> [Description of the task]: What lines of the data hold the string "page"? Pull each one out.

> [Data block]:
---+---

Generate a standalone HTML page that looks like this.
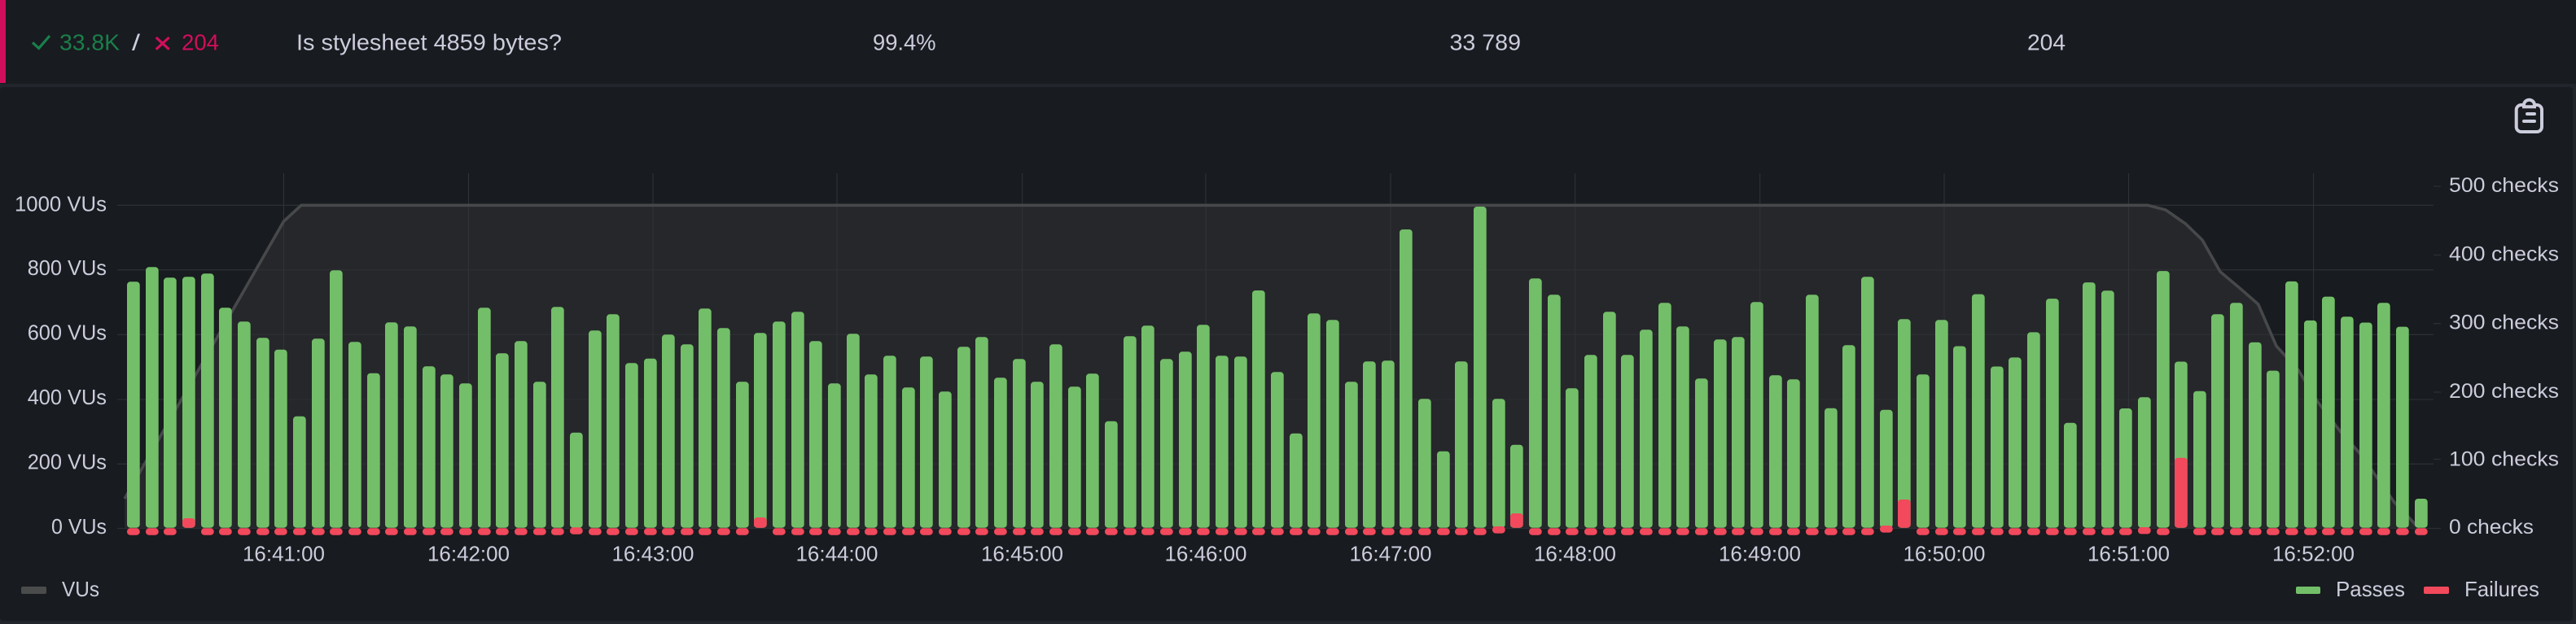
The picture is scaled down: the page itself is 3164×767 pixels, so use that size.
<!DOCTYPE html>
<html><head><meta charset="utf-8"><title>Checks</title>
<style>
html,body{margin:0;padding:0;background:#22252b;width:3164px;height:767px;overflow:hidden}
svg{display:block}
text{font-family:"Liberation Sans",sans-serif;fill:#ccccdc}
.a{font-size:26px}.r{font-size:25px}.t{font-size:28px}
.g rect{width:15.7px;rx:4px;ry:4px;fill:#73bf69}
.d rect{width:15.7px;height:8.4px;y:649.3px;rx:4px;ry:4px;fill:#f2495c}
.f rect{width:15.7px;rx:4px;ry:4px;fill:#f2495c}
</style></head><body>
<svg width="3164" height="767" viewBox="0 0 3164 767" xmlns="http://www.w3.org/2000/svg">
<rect width="3164" height="767" fill="#22252b"/>
<rect width="3164" height="103" fill="#181b1f"/>
<rect width="7" height="102" fill="#d10e5c"/>
<rect x="0" y="107" width="3160" height="656" rx="4" fill="#181b1f"/>

<path d="M40 52.3L47.7 59.3L61 44" fill="none" stroke="#1a7f4b" stroke-width="3.2"/>
<text class="t" x="73" y="61.7" textLength="74" lengthAdjust="spacingAndGlyphs" style="fill:#1a7f4b">33.8K</text>
<text class="t" x="162" y="61.7" textLength="10" lengthAdjust="spacingAndGlyphs">/</text>
<path d="M191.7 46L207.7 60.7M207.7 46L191.7 60.7" fill="none" stroke="#d10e5c" stroke-width="3.2"/>
<text class="t" x="223" y="61.7" textLength="46" lengthAdjust="spacingAndGlyphs" style="fill:#d10e5c">204</text>
<text class="t" x="364" y="61.7" textLength="326" lengthAdjust="spacingAndGlyphs">Is stylesheet 4859 bytes?</text>
<text class="t" x="1072" y="61.7" textLength="77.5" lengthAdjust="spacingAndGlyphs">99.4%</text>
<text class="t" x="1780.5" y="61.7" textLength="87.5" lengthAdjust="spacingAndGlyphs">33 789</text>
<text class="t" x="2490" y="61.7" textLength="47" lengthAdjust="spacingAndGlyphs">204</text>

<g fill="none" stroke="#ccccdc" stroke-width="4" stroke-linecap="round">
<rect x="3090.7" y="129" width="31.3" height="33" rx="6"/>
<path d="M3100 131.3V129a6.5 6.3 0 0 1 13 0V131.3Z" fill="#181b1f"/>
<path d="M3104 140H3113M3100 149H3113"/>
</g>

<path d="M153 649L153 613L348.5 272L370 252.3L2638 252.3L2660 258L2684.4 275L2705 295L2727 334L2752 355L2773.7 374L2796 425.4L2823 455L2846 493L2874 529.6L2900 559L2940.5 617L2968.6 646.6L2971 649Z" fill="#26272b"/>

<g stroke="#2b2e32" stroke-width="1.3" fill="none">
<path d="M144 252.3H2989M144 331.7H2989M144 411.3H2989M144 491H2989M144 570.3H2989M144 649.5H2998"/>
<path d="M2989 229H2998M2989 313.5H2998M2989 397.7H2998M2989 482H2998M2989 564.5H2998"/>
<path stroke="#303337" stroke-width="1" d="M348.5 213V649M575.5 213V649M802 213V649M1028 213V649M1255.6 213V649M1481 213V649M1708 213V649M1934.7 213V649M2161.7 213V649M2388 213V649M2614.5 213V649M2841.6 213V649"/>
</g>
<path d="M153 613L348.5 272L370 252.3L2638 252.3L2660 258L2684.4 275L2705 295L2727 334L2752 355L2773.7 374L2796 425.4L2823 455L2846 493L2874 529.6L2900 559L2940.5 617L2968.6 646.6" fill="none" stroke="#47484a" stroke-width="3.6"/>

<g class="g">
<rect x="156" y="346.3" height="302.4"/><rect x="179" y="328.3" height="320.4"/><rect x="201" y="341.3" height="307.4"/><rect x="224" y="340.3" height="308.4"/><rect x="247" y="336.3" height="312.4"/>
<rect x="269" y="378.3" height="270.4"/><rect x="292" y="395.3" height="253.4"/><rect x="315" y="415.3" height="233.4"/><rect x="337" y="429.7" height="219"/><rect x="360" y="511.7" height="137"/>
<rect x="383" y="416.3" height="232.4"/><rect x="405" y="332.3" height="316.4"/><rect x="428" y="420.3" height="228.4"/><rect x="451" y="458.7" height="190"/><rect x="473" y="396.3" height="252.4"/>
<rect x="496" y="401.3" height="247.4"/><rect x="519" y="450.3" height="198.4"/><rect x="541" y="460.3" height="188.4"/><rect x="564" y="471.3" height="177.4"/><rect x="587" y="378.3" height="270.4"/>
<rect x="609" y="434.3" height="214.4"/><rect x="632" y="419.3" height="229.4"/><rect x="655" y="469.3" height="179.4"/><rect x="677" y="377.3" height="271.4"/><rect x="700" y="531.7" height="117"/>
<rect x="723" y="406.3" height="242.4"/><rect x="745" y="386.3" height="262.4"/><rect x="768" y="446.3" height="202.4"/><rect x="791" y="440.7" height="208"/><rect x="813" y="411.3" height="237.4"/>
<rect x="836" y="423.3" height="225.4"/><rect x="858" y="379.3" height="269.4"/><rect x="881" y="403.3" height="245.4"/><rect x="904" y="469.3" height="179.4"/><rect x="926" y="409.3" height="239.4"/>
<rect x="949" y="395.3" height="253.4"/><rect x="972" y="383.3" height="265.4"/><rect x="994" y="419.3" height="229.4"/><rect x="1017" y="471.3" height="177.4"/><rect x="1040" y="410.3" height="238.4"/>
<rect x="1062" y="460.3" height="188.4"/><rect x="1085" y="437.3" height="211.4"/><rect x="1108" y="476.3" height="172.4"/><rect x="1130" y="438.3" height="210.4"/><rect x="1153" y="481.3" height="167.4"/>
<rect x="1176" y="426.3" height="222.4"/><rect x="1198" y="414.3" height="234.4"/><rect x="1221" y="464.3" height="184.4"/><rect x="1244" y="441.3" height="207.4"/><rect x="1266" y="469.3" height="179.4"/>
<rect x="1289" y="423.3" height="225.4"/><rect x="1312" y="475.3" height="173.4"/><rect x="1334" y="459.3" height="189.4"/><rect x="1357" y="517.7" height="131"/><rect x="1380" y="413.3" height="235.4"/>
<rect x="1402" y="400.3" height="248.4"/><rect x="1425" y="441.3" height="207.4"/><rect x="1448" y="432.3" height="216.4"/><rect x="1470" y="399.3" height="249.4"/><rect x="1493" y="437.3" height="211.4"/>
<rect x="1516" y="438.3" height="210.4"/><rect x="1538" y="357" height="291.7"/><rect x="1561" y="457.3" height="191.4"/><rect x="1584" y="532.7" height="116"/><rect x="1606" y="385.3" height="263.4"/>
<rect x="1629" y="393.3" height="255.4"/><rect x="1652" y="469.3" height="179.4"/><rect x="1674" y="444.3" height="204.4"/><rect x="1697" y="443.3" height="205.4"/><rect x="1719" y="282" height="366.7"/>
<rect x="1742" y="490.3" height="158.4"/><rect x="1765" y="554.7" height="94"/><rect x="1787" y="444.3" height="204.4"/><rect x="1810" y="254" height="394.7"/><rect x="1833" y="490.3" height="158.4"/>
<rect x="1855" y="546.7" height="102"/><rect x="1878" y="342.3" height="306.4"/><rect x="1901" y="362.3" height="286.4"/><rect x="1923" y="477.3" height="171.4"/><rect x="1946" y="436.3" height="212.4"/>
<rect x="1969" y="383.3" height="265.4"/><rect x="1991" y="436.3" height="212.4"/><rect x="2014" y="405.3" height="243.4"/><rect x="2037" y="372.3" height="276.4"/><rect x="2059" y="401.3" height="247.4"/>
<rect x="2082" y="465.3" height="183.4"/><rect x="2105" y="417.3" height="231.4"/><rect x="2127" y="414.3" height="234.4"/><rect x="2150" y="371.3" height="277.4"/><rect x="2173" y="461.3" height="187.4"/>
<rect x="2195" y="466.3" height="182.4"/><rect x="2218" y="362.3" height="286.4"/><rect x="2241" y="501.7" height="147"/><rect x="2263" y="424.3" height="224.4"/><rect x="2286" y="340.3" height="308.4"/>
<rect x="2309" y="503.7" height="145"/><rect x="2331" y="392.3" height="256.4"/><rect x="2354" y="460.3" height="188.4"/><rect x="2377" y="393.3" height="255.4"/><rect x="2399" y="425.5" height="223.2"/>
<rect x="2422" y="361.6" height="287.1"/><rect x="2445" y="450.5" height="198.2"/><rect x="2467" y="439.4" height="209.3"/><rect x="2490" y="408.4" height="240.3"/><rect x="2513" y="367.1" height="281.6"/>
<rect x="2535" y="519.8" height="128.9"/><rect x="2558" y="347.1" height="301.6"/><rect x="2581" y="357.3" height="291.4"/><rect x="2603" y="502" height="146.7"/><rect x="2626" y="488.3" height="160.4"/>
<rect x="2649" y="333.1" height="315.6"/><rect x="2671" y="444.5" height="204.2"/><rect x="2694" y="480.7" height="168"/><rect x="2716" y="386.3" height="262.4"/><rect x="2739" y="372.2" height="276.5"/>
<rect x="2762" y="420.7" height="228"/><rect x="2784" y="455.6" height="193.1"/><rect x="2807" y="345.9" height="302.8"/><rect x="2830" y="393.9" height="254.8"/><rect x="2852" y="364.6" height="284.1"/>
<rect x="2875" y="389.2" height="259.5"/><rect x="2898" y="396.5" height="252.2"/><rect x="2920" y="372.2" height="276.5"/><rect x="2943" y="401.6" height="247.1"/><rect x="2966" y="613" height="35.7"/>
</g>
<g class="f">
<rect x="224" y="637" height="11.7"/><rect x="926" y="636" height="12.7"/><rect x="1855" y="631" height="17.7"/><rect x="2331" y="614" height="34.7"/><rect x="2671" y="562.8" height="85.9"/>
<rect x="700" y="648.3" height="8.4"/><rect x="1833" y="647" height="8.6"/><rect x="2309" y="646" height="8.6"/><rect x="2626" y="648" height="8.4"/>
</g>
<g class="d">
<rect x="156"/><rect x="179"/><rect x="201"/><rect x="247"/><rect x="269"/><rect x="292"/><rect x="315"/><rect x="337"/><rect x="360"/><rect x="383"/><rect x="405"/><rect x="428"/><rect x="451"/><rect x="473"/><rect x="496"/><rect x="519"/><rect x="541"/><rect x="564"/><rect x="587"/><rect x="609"/><rect x="632"/><rect x="655"/><rect x="677"/><rect x="723"/><rect x="745"/><rect x="768"/><rect x="791"/><rect x="813"/><rect x="836"/><rect x="858"/><rect x="881"/><rect x="904"/><rect x="949"/><rect x="972"/><rect x="994"/><rect x="1017"/><rect x="1040"/><rect x="1062"/><rect x="1085"/><rect x="1108"/><rect x="1130"/><rect x="1153"/><rect x="1176"/><rect x="1198"/><rect x="1221"/><rect x="1244"/><rect x="1266"/><rect x="1289"/><rect x="1312"/><rect x="1334"/><rect x="1357"/><rect x="1380"/><rect x="1402"/><rect x="1425"/><rect x="1448"/><rect x="1470"/><rect x="1493"/><rect x="1516"/><rect x="1538"/><rect x="1561"/><rect x="1584"/><rect x="1606"/><rect x="1629"/><rect x="1652"/><rect x="1674"/><rect x="1697"/><rect x="1719"/><rect x="1742"/><rect x="1765"/><rect x="1787"/><rect x="1810"/><rect x="1878"/><rect x="1901"/><rect x="1923"/><rect x="1946"/><rect x="1969"/><rect x="1991"/><rect x="2014"/><rect x="2037"/><rect x="2059"/><rect x="2082"/><rect x="2105"/><rect x="2127"/><rect x="2150"/><rect x="2173"/><rect x="2195"/><rect x="2218"/><rect x="2241"/><rect x="2263"/><rect x="2286"/><rect x="2354"/><rect x="2377"/><rect x="2399"/><rect x="2422"/><rect x="2445"/><rect x="2467"/><rect x="2490"/><rect x="2513"/><rect x="2535"/><rect x="2558"/><rect x="2581"/><rect x="2603"/><rect x="2649"/><rect x="2694"/><rect x="2716"/><rect x="2739"/><rect x="2762"/><rect x="2784"/><rect x="2807"/><rect x="2830"/><rect x="2852"/><rect x="2875"/><rect x="2898"/><rect x="2920"/><rect x="2943"/><rect x="2966"/>
</g>

<g class="a" lengthAdjust="spacingAndGlyphs">
<text class="a" x="18" y="259.3" textLength="113" lengthAdjust="spacingAndGlyphs">1000 VUs</text>
<text class="a" x="33.7" y="338" textLength="97.3" lengthAdjust="spacingAndGlyphs">800 VUs</text>
<text class="a" x="33.7" y="417.3" textLength="97.3" lengthAdjust="spacingAndGlyphs">600 VUs</text>
<text class="a" x="33.7" y="497" textLength="97.3" lengthAdjust="spacingAndGlyphs">400 VUs</text>
<text class="a" x="33.7" y="576.7" textLength="97.3" lengthAdjust="spacingAndGlyphs">200 VUs</text>
<text class="a" x="63" y="656" textLength="68" lengthAdjust="spacingAndGlyphs">0 VUs</text>

<text class="a" x="298" y="689.3" textLength="101" lengthAdjust="spacingAndGlyphs">16:41:00</text>
<text class="a" x="525" y="689.3" textLength="101" lengthAdjust="spacingAndGlyphs">16:42:00</text>
<text class="a" x="751.5" y="689.3" textLength="101" lengthAdjust="spacingAndGlyphs">16:43:00</text>
<text class="a" x="977.5" y="689.3" textLength="101" lengthAdjust="spacingAndGlyphs">16:44:00</text>
<text class="a" x="1205" y="689.3" textLength="101" lengthAdjust="spacingAndGlyphs">16:45:00</text>
<text class="a" x="1430.5" y="689.3" textLength="101" lengthAdjust="spacingAndGlyphs">16:46:00</text>
<text class="a" x="1657.5" y="689.3" textLength="101" lengthAdjust="spacingAndGlyphs">16:47:00</text>
<text class="a" x="1884" y="689.3" textLength="101" lengthAdjust="spacingAndGlyphs">16:48:00</text>
<text class="a" x="2111" y="689.3" textLength="101" lengthAdjust="spacingAndGlyphs">16:49:00</text>
<text class="a" x="2337.5" y="689.3" textLength="101" lengthAdjust="spacingAndGlyphs">16:50:00</text>
<text class="a" x="2564" y="689.3" textLength="101" lengthAdjust="spacingAndGlyphs">16:51:00</text>
<text class="a" x="2791" y="689.3" textLength="101" lengthAdjust="spacingAndGlyphs">16:52:00</text>

<text class="r" x="3008" y="236" textLength="135" lengthAdjust="spacingAndGlyphs">500 checks</text>
<text class="r" x="3008" y="320.5" textLength="135" lengthAdjust="spacingAndGlyphs">400 checks</text>
<text class="r" x="3008" y="404.5" textLength="135" lengthAdjust="spacingAndGlyphs">300 checks</text>
<text class="r" x="3008" y="488.8" textLength="135" lengthAdjust="spacingAndGlyphs">200 checks</text>
<text class="r" x="3008" y="572.5" textLength="135" lengthAdjust="spacingAndGlyphs">100 checks</text>
<text class="r" x="3008" y="656" textLength="104" lengthAdjust="spacingAndGlyphs">0 checks</text>

<rect x="26" y="721" width="31" height="9" rx="2" fill="#4a4b4b"/>
<text class="a" x="76" y="733" textLength="46" lengthAdjust="spacingAndGlyphs">VUs</text>
<rect x="2820" y="721" width="30" height="9" rx="2" fill="#73bf69"/>
<text class="a" x="2869" y="733" textLength="85" lengthAdjust="spacingAndGlyphs">Passes</text>
<rect x="2977" y="721" width="31" height="9" rx="2" fill="#f2495c"/>
<text class="a" x="3027" y="733" textLength="92" lengthAdjust="spacingAndGlyphs">Failures</text>
</g>
</svg>
</body></html>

---+---

> [Final answer]:
Generate a standalone HTML page that looks like this.
The picture is scaled down: the page itself is 3164×767 pixels, so use that size.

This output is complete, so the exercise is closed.